## [Material provided]
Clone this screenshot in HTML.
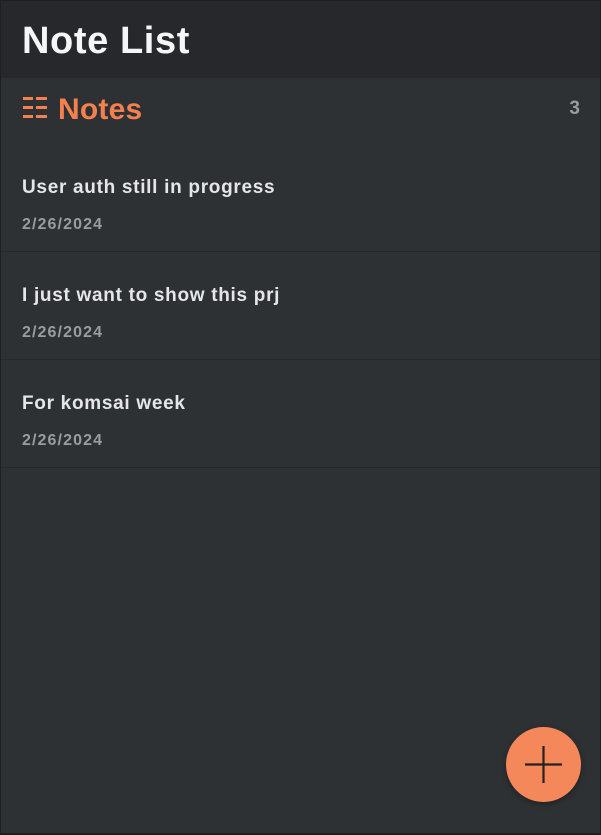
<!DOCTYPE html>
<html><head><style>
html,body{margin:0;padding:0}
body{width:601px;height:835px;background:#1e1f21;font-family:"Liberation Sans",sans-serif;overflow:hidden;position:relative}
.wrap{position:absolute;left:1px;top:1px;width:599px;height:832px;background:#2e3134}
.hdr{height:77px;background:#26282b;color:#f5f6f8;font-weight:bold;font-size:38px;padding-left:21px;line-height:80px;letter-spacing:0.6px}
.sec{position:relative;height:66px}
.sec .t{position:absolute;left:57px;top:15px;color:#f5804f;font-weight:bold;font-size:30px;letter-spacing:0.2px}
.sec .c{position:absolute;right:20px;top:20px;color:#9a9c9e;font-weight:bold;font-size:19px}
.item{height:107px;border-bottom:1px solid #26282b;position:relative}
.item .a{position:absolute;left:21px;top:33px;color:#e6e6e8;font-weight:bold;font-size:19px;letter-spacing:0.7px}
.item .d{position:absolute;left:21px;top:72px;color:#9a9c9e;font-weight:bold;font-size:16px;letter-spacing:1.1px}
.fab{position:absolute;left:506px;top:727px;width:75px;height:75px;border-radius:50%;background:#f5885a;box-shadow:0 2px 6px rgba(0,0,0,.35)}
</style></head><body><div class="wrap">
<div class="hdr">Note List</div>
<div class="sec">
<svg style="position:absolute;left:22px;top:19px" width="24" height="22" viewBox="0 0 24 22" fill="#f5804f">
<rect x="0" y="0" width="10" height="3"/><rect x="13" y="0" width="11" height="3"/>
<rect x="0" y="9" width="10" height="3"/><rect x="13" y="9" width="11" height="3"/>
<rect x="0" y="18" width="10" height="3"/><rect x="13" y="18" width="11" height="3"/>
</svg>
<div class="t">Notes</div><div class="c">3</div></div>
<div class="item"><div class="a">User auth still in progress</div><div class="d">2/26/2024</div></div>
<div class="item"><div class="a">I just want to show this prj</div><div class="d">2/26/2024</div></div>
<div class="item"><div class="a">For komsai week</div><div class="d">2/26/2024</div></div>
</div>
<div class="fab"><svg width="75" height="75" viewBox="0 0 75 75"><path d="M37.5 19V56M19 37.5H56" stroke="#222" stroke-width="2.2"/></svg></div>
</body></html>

## [Exercise directions]
Transcribe the full listing above exactly, with the images removed.

## [Answer to this problem]
Clone this screenshot in HTML.
<!DOCTYPE html>
<html><head><style>
html,body{margin:0;padding:0}
body{width:601px;height:835px;background:#1e1f21;font-family:"Liberation Sans",sans-serif;overflow:hidden;position:relative}
.wrap{position:absolute;left:1px;top:1px;width:599px;height:832px;background:#2e3134}
.hdr{height:77px;background:#26282b;color:#f5f6f8;font-weight:bold;font-size:38px;padding-left:21px;line-height:80px;letter-spacing:0.6px}
.sec{position:relative;height:66px}
.sec .t{position:absolute;left:57px;top:15px;color:#f5804f;font-weight:bold;font-size:30px;letter-spacing:0.2px}
.sec .c{position:absolute;right:20px;top:20px;color:#9a9c9e;font-weight:bold;font-size:19px}
.item{height:107px;border-bottom:1px solid #26282b;position:relative}
.item .a{position:absolute;left:21px;top:33px;color:#e6e6e8;font-weight:bold;font-size:19px;letter-spacing:0.7px}
.item .d{position:absolute;left:21px;top:72px;color:#9a9c9e;font-weight:bold;font-size:16px;letter-spacing:1.1px}
.fab{position:absolute;left:506px;top:727px;width:75px;height:75px;border-radius:50%;background:#f5885a;box-shadow:0 2px 6px rgba(0,0,0,.35)}
</style></head><body><div class="wrap">
<div class="hdr">Note List</div>
<div class="sec">
<svg style="position:absolute;left:22px;top:19px" width="24" height="22" viewBox="0 0 24 22" fill="#f5804f">
<rect x="0" y="0" width="10" height="3"/><rect x="13" y="0" width="11" height="3"/>
<rect x="0" y="9" width="10" height="3"/><rect x="13" y="9" width="11" height="3"/>
<rect x="0" y="18" width="10" height="3"/><rect x="13" y="18" width="11" height="3"/>
</svg>
<div class="t">Notes</div><div class="c">3</div></div>
<div class="item"><div class="a">User auth still in progress</div><div class="d">2/26/2024</div></div>
<div class="item"><div class="a">I just want to show this prj</div><div class="d">2/26/2024</div></div>
<div class="item"><div class="a">For komsai week</div><div class="d">2/26/2024</div></div>
</div>
<div class="fab"><svg width="75" height="75" viewBox="0 0 75 75"><path d="M37.5 19V56M19 37.5H56" stroke="#222" stroke-width="2.2"/></svg></div>
</body></html>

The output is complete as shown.